Kepercayaan dari para investor tersebut dinilai dapat menunjukkan bahwa Indonesia masih menjadi negara tujuan dan pilihan yang tepat untuk menjadi basis produksi manufaktur mereka. Tujuannya baik untuk memenuhi kebutuhan pasar domestik maupun mengisi pasar ekspor.
“Kami optimis, outlook pertumbuhan ekonomi kita lebih positif, walaupun perekonomian di dunia masih slow growth,” tandasnya. Untuk itu, diharapkan adanya harmonisasi regulasi dan penerapan kebijakan seperti PMK 150/2018 tentang Fasilitas Pengurangan Pajak Penghasilan Badan, fasilitas tax holiday, dan platform online single submission yang dapat mendorong investasi pada tahun 2019.
Berdasarkan data yang dirilis Badan Koordinasi Penanaman Modal (BKPM), realisasi investasi industri manufaktur pada 2018 mencapai Rp222,3 triliun. Industri makanan mencatatkan realisasi investasi terbesar pada penanaman modal dalam negeri (PMDN) senilai Rp39,1 triliun. Selanjutnya, diikuti industri kimia dan farmasi dengan nilai investasi sebesar Rp13,3 triliun.

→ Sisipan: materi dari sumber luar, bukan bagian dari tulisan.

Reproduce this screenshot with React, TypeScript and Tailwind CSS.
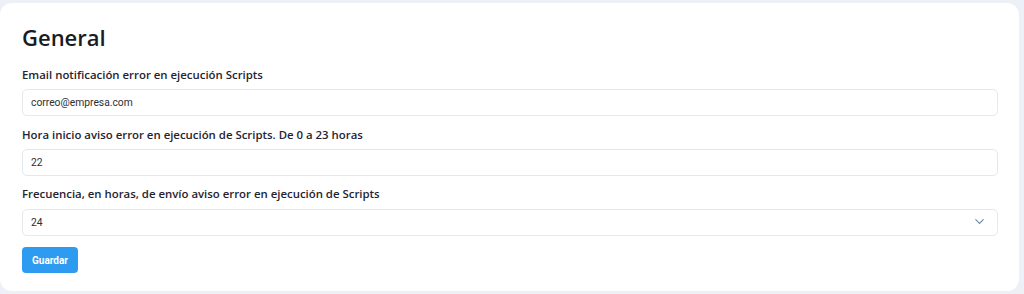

Sedangkan, untuk penanaman modal asing (PMA), sektor industri pengolahan yang investasinya terbesar adalah industri logam dasar, barang logam bukan mesin, dan peralatannya senilai USD2,2 miliar. Selain itu, investasi industri kimia dan farmasi senilai USD1,9 miliar serta industri makanan sebesar USD1,3 miliar.
Airlangga menilai ada beberapa faktor yang memengauhi perlambatan investasi pada tahun lalu, antara lain naiknya suku bunga the fed yang diikuti kenaikan suku bunga acuan Bank Indonesia. “Selain itu, rupiah yang sempat berfluktuasi sehingga investor sempat wait and see,” terangnya.
Untuk itu, Kemenperin akan fokus menggenjot investasi di lima sektor yang menjadi prioritas dalam Making Indonesia 4.0, yaitu industri makanan dan minuman, tekstil dan pakaian, otomotif, kimia, dan elektronika. Namun demikian, sektor lain juga dipacu seperti industri pulp dan kertas serta baja.
Bahkan, menurut Airlangga, sektor pergudangan dan transportasi yang mencatatkan realisasi tinggi dinilai dapat mendorong kinerja industri, karena merupakan bagian dari pengembangan efisiensi logistik. Hal tersebut dapat mendorong pengembangan rantai pasok industri pengolahan.
Adanya perang dagang Amerika Serikat dan China, menurut Menperin, juga dapat membuka peluang masuknya investasi manufaktur di Indonesia. “Beberapa industri tekstil, pakaian dan alas kaki sedang mempertimbangkan pemindahan pabrik dari China ke Indonesia,” ujarnya.
Asosiasi Pertekstilan Indonesia (API) mengemukakan, saat ini terdapat perusahaan tekstil ketiga terbesar di China yang sedang mematangkan rencana investasi di sektor kain dan pencelupan di Indonesia. Dana yang bakal ditanamkan perusahaan China tersebut sekitar Rp500 miliar dan diperkirakan bisa meningkat mendekati Rp1 triliun.
Sedangkan, Asosiasi Persepatuan Indonesia (Aprisindo) mengungkapkan, salah satu perusahaan alas kaki asal China, yaitu Shoetown Group akan menambah pabrik dengan bendera PT Shoetown Ligung Indonesia di Majalengka, Jawa Barat. Total investasi yang akan dikucurkan mencapai USD200 juta. Pada tahap pertama, perusahaan tersebut mengalokasikan anggaran sebesar USD42 juta.